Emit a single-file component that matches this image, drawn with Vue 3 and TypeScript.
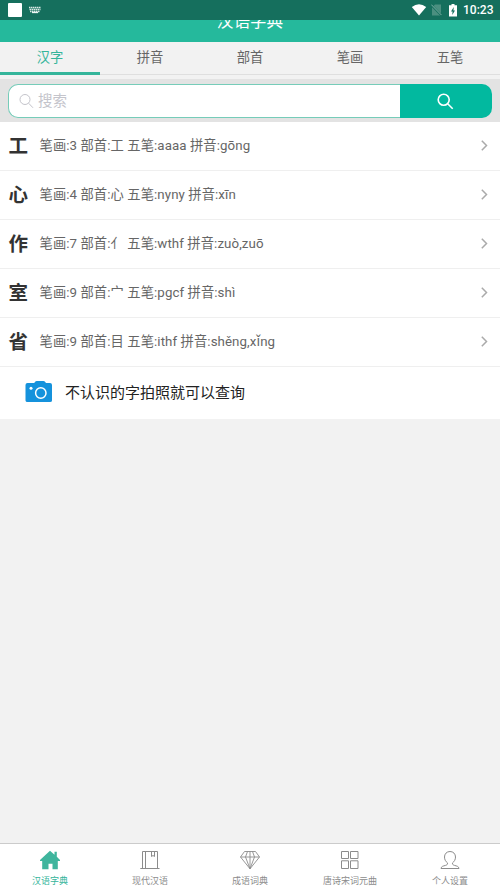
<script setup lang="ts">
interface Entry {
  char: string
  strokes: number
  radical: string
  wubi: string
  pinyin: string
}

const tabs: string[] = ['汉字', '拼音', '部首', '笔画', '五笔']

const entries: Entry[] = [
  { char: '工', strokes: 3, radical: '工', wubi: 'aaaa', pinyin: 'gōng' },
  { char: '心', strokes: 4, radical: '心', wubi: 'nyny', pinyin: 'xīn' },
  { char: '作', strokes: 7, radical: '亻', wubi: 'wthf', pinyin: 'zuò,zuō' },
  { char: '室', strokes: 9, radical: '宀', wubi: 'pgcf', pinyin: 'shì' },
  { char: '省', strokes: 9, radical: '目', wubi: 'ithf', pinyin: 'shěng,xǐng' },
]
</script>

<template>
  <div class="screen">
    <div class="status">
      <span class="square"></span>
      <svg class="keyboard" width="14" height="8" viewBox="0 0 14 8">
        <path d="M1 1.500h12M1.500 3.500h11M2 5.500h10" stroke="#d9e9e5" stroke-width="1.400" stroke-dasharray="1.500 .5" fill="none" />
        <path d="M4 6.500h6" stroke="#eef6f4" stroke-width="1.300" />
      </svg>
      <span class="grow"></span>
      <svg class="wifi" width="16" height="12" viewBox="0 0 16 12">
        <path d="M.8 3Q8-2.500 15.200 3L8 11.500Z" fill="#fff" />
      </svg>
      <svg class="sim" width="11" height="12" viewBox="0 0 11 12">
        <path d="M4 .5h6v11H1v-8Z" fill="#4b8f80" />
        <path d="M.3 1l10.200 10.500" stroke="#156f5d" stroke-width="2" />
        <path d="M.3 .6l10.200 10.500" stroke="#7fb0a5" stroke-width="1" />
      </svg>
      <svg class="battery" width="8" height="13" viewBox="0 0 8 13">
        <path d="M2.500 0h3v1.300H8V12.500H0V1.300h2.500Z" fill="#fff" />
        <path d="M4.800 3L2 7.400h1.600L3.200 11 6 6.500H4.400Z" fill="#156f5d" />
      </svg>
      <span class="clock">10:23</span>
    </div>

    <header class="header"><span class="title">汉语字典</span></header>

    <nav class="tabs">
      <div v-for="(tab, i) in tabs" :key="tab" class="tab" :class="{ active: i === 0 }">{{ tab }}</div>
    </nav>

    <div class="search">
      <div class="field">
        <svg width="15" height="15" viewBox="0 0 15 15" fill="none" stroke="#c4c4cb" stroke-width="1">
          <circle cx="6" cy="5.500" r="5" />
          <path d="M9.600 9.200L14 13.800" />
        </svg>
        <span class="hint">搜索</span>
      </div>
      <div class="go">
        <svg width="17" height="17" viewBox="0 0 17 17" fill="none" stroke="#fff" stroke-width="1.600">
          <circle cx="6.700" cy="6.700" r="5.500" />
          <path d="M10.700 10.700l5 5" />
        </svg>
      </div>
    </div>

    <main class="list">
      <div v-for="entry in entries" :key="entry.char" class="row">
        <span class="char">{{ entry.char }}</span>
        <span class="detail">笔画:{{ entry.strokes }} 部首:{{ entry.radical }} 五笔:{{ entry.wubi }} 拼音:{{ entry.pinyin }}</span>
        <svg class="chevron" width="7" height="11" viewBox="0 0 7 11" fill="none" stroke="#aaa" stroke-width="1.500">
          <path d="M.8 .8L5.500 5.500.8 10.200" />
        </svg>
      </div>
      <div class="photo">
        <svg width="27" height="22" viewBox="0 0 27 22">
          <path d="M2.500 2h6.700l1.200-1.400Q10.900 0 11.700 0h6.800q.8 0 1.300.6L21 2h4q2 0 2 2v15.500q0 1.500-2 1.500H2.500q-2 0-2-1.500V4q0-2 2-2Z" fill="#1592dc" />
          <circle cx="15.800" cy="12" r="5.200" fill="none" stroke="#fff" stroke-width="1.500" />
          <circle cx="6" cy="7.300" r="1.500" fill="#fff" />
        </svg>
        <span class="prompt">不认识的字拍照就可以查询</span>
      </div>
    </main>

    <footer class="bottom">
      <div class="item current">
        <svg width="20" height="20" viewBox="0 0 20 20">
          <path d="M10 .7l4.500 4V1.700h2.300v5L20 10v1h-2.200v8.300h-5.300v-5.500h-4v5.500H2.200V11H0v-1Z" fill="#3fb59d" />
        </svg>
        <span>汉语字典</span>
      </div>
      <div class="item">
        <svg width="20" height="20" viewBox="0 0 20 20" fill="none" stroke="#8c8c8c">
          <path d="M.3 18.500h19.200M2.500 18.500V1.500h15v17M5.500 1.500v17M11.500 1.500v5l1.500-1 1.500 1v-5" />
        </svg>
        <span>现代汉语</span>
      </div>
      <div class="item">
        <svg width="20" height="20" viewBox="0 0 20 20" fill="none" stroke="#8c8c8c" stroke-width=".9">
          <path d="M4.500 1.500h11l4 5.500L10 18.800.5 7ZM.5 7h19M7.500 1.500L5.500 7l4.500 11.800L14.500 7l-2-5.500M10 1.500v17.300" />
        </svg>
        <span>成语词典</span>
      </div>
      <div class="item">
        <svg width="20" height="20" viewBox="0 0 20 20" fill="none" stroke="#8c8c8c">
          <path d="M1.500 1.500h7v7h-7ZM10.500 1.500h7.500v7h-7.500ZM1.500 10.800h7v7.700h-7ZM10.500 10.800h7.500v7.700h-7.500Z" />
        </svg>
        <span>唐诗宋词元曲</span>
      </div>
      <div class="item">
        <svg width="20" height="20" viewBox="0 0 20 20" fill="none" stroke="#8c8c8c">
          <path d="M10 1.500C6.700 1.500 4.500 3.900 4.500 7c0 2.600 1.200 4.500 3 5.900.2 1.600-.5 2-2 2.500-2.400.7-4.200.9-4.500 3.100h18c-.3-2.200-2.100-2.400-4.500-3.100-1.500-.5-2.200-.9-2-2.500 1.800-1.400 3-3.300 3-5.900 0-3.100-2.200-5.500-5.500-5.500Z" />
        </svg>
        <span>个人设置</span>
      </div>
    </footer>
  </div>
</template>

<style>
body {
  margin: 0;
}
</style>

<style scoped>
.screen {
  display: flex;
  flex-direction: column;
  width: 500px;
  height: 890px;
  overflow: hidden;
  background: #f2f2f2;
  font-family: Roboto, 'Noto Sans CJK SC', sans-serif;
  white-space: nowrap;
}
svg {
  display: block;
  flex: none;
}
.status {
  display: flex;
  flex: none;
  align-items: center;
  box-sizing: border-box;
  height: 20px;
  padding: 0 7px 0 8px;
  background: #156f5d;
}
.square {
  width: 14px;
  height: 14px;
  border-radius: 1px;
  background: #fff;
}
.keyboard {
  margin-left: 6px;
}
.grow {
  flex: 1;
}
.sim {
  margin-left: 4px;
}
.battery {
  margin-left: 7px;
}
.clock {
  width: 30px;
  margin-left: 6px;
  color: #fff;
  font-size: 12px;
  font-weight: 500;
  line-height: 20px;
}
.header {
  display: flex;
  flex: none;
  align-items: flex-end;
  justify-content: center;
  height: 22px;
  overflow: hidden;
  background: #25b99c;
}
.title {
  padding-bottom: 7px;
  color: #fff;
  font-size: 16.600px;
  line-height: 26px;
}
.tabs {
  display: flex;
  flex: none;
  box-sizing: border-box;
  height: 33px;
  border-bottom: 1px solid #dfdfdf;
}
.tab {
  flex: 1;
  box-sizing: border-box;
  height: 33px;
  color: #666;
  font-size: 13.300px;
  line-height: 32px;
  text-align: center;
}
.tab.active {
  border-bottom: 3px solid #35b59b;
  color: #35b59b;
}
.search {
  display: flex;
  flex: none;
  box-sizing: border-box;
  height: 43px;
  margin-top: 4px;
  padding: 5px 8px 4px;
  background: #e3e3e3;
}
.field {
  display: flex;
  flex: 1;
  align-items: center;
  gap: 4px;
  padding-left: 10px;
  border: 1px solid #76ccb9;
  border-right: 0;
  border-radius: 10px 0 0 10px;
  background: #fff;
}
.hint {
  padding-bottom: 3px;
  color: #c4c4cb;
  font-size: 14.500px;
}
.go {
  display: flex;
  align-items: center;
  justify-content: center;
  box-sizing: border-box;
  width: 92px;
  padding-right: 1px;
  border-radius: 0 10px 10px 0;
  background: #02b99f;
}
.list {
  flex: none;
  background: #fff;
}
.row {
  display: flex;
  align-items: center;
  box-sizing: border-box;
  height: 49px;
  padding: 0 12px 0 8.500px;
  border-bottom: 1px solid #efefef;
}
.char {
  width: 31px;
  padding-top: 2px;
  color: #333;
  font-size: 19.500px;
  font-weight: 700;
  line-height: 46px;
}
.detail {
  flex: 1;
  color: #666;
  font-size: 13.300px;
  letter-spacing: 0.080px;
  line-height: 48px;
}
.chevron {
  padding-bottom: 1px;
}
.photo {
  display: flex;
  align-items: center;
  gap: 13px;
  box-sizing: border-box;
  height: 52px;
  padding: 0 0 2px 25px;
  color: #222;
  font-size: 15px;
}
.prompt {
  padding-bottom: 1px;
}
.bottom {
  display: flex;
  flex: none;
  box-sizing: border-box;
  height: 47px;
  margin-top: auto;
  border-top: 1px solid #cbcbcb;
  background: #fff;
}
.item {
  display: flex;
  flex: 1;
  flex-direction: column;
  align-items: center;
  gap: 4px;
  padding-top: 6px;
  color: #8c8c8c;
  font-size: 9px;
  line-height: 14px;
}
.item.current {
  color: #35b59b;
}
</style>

═══

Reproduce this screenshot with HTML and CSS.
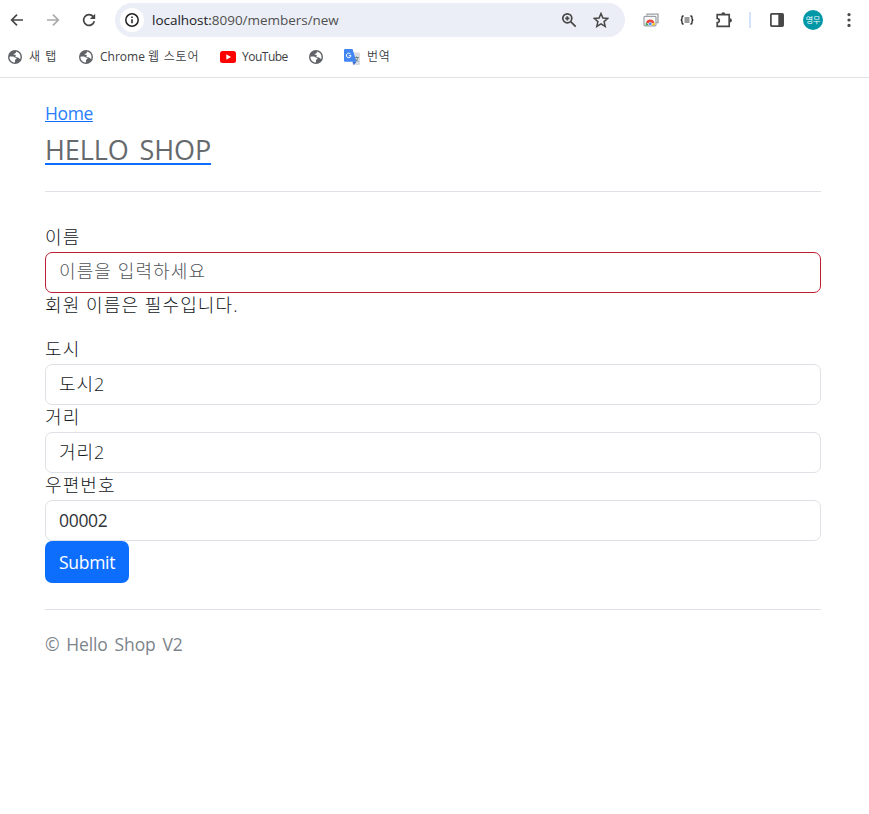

═══

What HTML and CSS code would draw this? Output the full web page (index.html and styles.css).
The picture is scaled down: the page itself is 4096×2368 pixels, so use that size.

═══

What is being asked:
Exact duplication is required for the lines above, from the line that contains "What HTML and" to the line that contains "The picture is", inclusive; omit all others.

Answer to this task:
What HTML and CSS code would draw this? Output the full web page (index.html and styles.css).
The picture is scaled down: the page itself is 4096×2368 pixels, so use that size.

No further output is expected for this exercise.